I’m not going to lie to you. Right now, I’m pissed. This is completely awful. I can’t even begin to try and best put emotions into words. I love you so much sometimes that it even hurts to think about it. I don’t ever want to lose you. Or what we have. I’m in High school, I know. And it’s weird, because normally at this point, I’d be thinking about how nice a beautiful house would be with our family. You know, what I mean? No, maybe not because right now, I don’t even know why I would be thinking those things at this point. And that’s one of the greatest things about you, you don’t change me, you better me. I haven’t eaten almost at all in the last week; I haven’t slept more than about eight hours. My parents think that I’m sexually active with you, no matter how hard I’m trying to convince them otherwise. I’m trying so hard to not let things like this get to me but I just can’t help it anymore. So, here I sit, talking to you on a computer, with this letter that’s not even addressed to you. I am wearing some of the worst mascara there is, it’s spread out like veins down my cheekbones. It’s stained my pillowcase, leaving traces of what once was an emotion. I’m not crying because I’m in trouble, I’m not crying because I’ve lost trust, I’m crying because this puts limitations on us. And I’m just not entirely sure how I feel about these limitations yet. I swear, there has to be something wrong with me. Why am I so upset? It’s not like I’m bound from talking to you, or from seeing you. It’s not like any of this will matter later on in my life, but I need to know that you can stand by me in this, like I’m standing by you in your most recent decision. Maybe I’m upset because I’m feeling this sense of betrayal by someone that I thought that I could trust. And it hurts me, a lot.
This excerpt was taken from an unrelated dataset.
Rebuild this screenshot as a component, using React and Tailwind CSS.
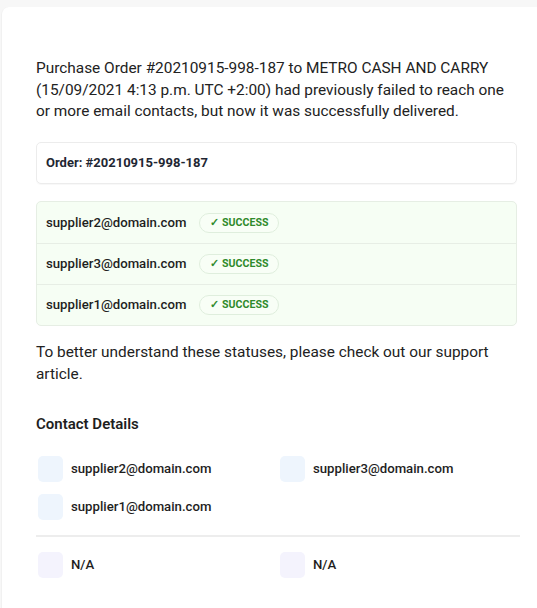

I don’t even know why I am sitting on here typing this entire thing up. Maybe because it’s easier and quicker than writing it all out by hand. I don’t know. But, I do know that I’m not even planning on giving this to you so I can say exactly what I feel in this letter with the hopes that my parents aren’t going to betray MY trust and read through stuff on here.
I love you. My mind is constantly wandering back to you. I am willing and ready to support you in anything that you do. My mind isn’t skipping to what future we may or may not have together because I am so completely satisfied with today. I could gorge myself on emotions. But, of course, I won’t do that. With things like this, I think that it’s important that one keeps their wits about them.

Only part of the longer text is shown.